**What to produce**: Copy out each line that has "this" in it.

**Record set**:
###
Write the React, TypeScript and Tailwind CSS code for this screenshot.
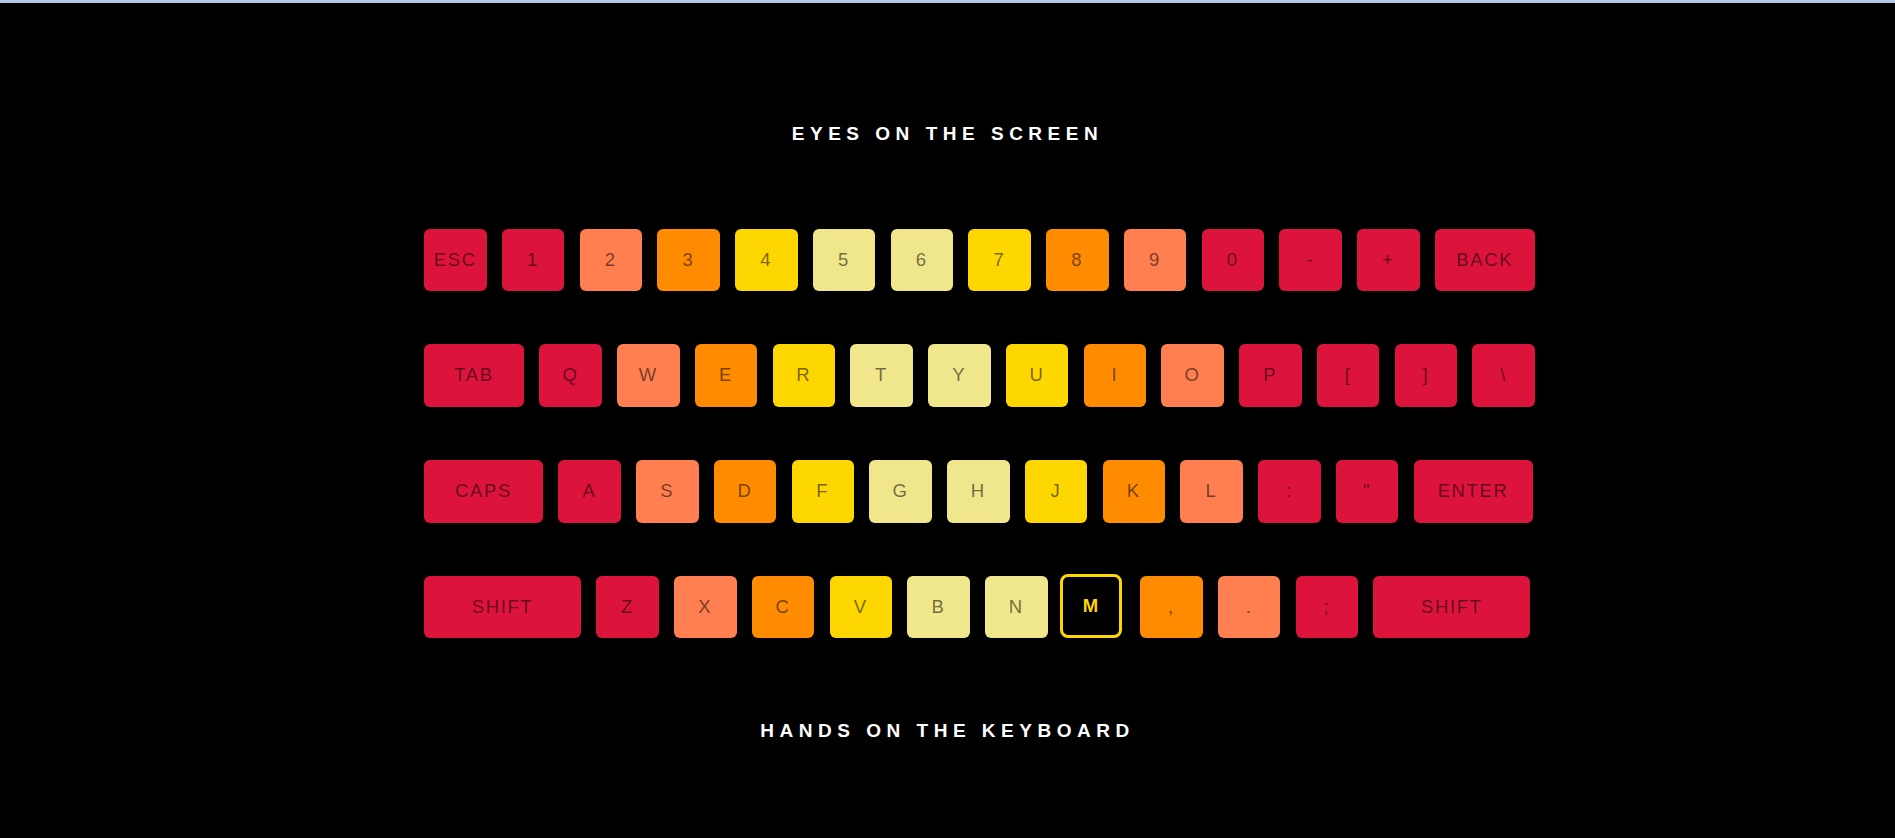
###
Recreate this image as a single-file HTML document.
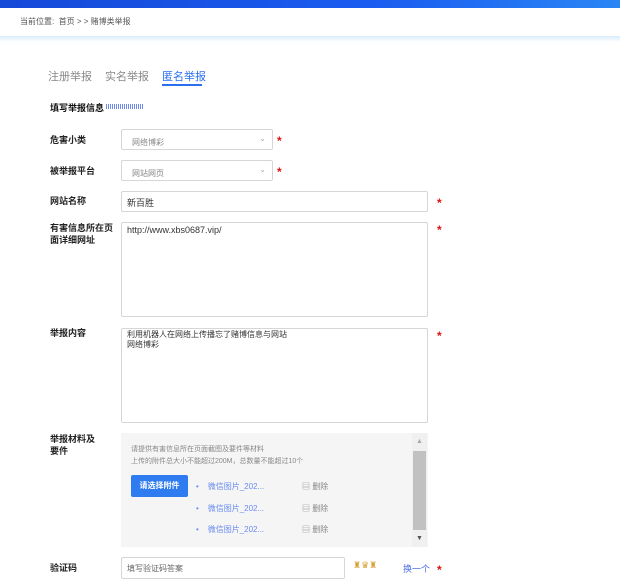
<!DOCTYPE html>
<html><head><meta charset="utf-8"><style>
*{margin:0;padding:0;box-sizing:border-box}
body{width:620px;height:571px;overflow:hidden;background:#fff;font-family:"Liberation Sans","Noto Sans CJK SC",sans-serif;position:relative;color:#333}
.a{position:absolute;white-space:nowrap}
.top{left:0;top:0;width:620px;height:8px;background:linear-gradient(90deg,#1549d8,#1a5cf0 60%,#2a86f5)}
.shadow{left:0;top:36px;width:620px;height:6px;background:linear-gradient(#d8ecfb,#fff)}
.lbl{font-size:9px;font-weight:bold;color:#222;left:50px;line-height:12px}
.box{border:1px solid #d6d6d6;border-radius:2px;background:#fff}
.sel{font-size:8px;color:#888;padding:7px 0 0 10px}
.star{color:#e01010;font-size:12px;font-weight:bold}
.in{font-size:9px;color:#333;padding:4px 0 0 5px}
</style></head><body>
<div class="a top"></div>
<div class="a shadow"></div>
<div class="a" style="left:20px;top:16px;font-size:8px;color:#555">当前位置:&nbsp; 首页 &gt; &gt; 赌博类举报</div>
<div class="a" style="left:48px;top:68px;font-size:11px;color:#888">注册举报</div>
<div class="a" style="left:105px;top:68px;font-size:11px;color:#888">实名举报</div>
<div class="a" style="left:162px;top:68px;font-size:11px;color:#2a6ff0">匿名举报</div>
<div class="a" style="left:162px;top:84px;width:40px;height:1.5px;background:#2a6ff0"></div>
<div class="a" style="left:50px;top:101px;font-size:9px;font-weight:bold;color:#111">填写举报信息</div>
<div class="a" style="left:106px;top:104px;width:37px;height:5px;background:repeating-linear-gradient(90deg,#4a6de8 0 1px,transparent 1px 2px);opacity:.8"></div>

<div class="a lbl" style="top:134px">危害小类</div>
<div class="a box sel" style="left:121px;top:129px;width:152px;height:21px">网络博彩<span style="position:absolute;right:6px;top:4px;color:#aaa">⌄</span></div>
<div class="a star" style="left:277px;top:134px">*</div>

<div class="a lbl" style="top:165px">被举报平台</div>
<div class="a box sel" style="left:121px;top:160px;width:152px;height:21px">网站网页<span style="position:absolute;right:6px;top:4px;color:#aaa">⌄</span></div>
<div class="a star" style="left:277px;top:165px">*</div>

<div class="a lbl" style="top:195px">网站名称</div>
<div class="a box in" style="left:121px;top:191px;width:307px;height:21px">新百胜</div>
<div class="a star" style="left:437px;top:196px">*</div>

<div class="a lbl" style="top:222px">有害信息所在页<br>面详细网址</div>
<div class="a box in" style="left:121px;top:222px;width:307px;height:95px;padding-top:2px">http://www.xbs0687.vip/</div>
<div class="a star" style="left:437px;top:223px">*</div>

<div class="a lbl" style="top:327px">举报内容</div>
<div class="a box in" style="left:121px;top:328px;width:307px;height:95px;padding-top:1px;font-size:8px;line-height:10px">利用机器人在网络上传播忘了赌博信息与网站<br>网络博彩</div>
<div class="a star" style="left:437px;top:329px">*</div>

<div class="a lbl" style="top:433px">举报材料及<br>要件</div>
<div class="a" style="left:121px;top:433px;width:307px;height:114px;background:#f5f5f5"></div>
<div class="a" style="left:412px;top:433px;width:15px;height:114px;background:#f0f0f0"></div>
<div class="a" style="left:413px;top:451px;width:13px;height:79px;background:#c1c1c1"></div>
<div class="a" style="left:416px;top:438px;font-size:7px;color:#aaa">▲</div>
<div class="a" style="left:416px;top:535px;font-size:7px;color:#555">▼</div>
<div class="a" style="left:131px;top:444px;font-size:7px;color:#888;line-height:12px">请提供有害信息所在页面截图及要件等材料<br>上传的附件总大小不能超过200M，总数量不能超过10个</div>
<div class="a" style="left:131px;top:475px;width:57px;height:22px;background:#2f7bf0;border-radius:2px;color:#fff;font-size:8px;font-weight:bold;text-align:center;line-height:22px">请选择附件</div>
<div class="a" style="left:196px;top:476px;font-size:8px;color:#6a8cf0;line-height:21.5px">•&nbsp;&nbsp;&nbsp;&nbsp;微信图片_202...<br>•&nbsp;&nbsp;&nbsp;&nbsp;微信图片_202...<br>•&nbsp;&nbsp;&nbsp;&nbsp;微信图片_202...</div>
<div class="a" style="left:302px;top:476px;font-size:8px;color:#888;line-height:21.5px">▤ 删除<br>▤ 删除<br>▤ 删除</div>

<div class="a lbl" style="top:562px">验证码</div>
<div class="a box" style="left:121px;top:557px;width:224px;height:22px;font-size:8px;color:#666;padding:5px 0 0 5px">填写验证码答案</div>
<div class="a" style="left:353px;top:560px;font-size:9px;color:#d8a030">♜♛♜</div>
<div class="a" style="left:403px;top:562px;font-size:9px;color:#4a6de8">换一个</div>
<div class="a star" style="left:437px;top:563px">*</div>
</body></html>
###
**Complete output**:
Write the React, TypeScript and Tailwind CSS code for this screenshot.
Recreate this image as a single-file HTML document.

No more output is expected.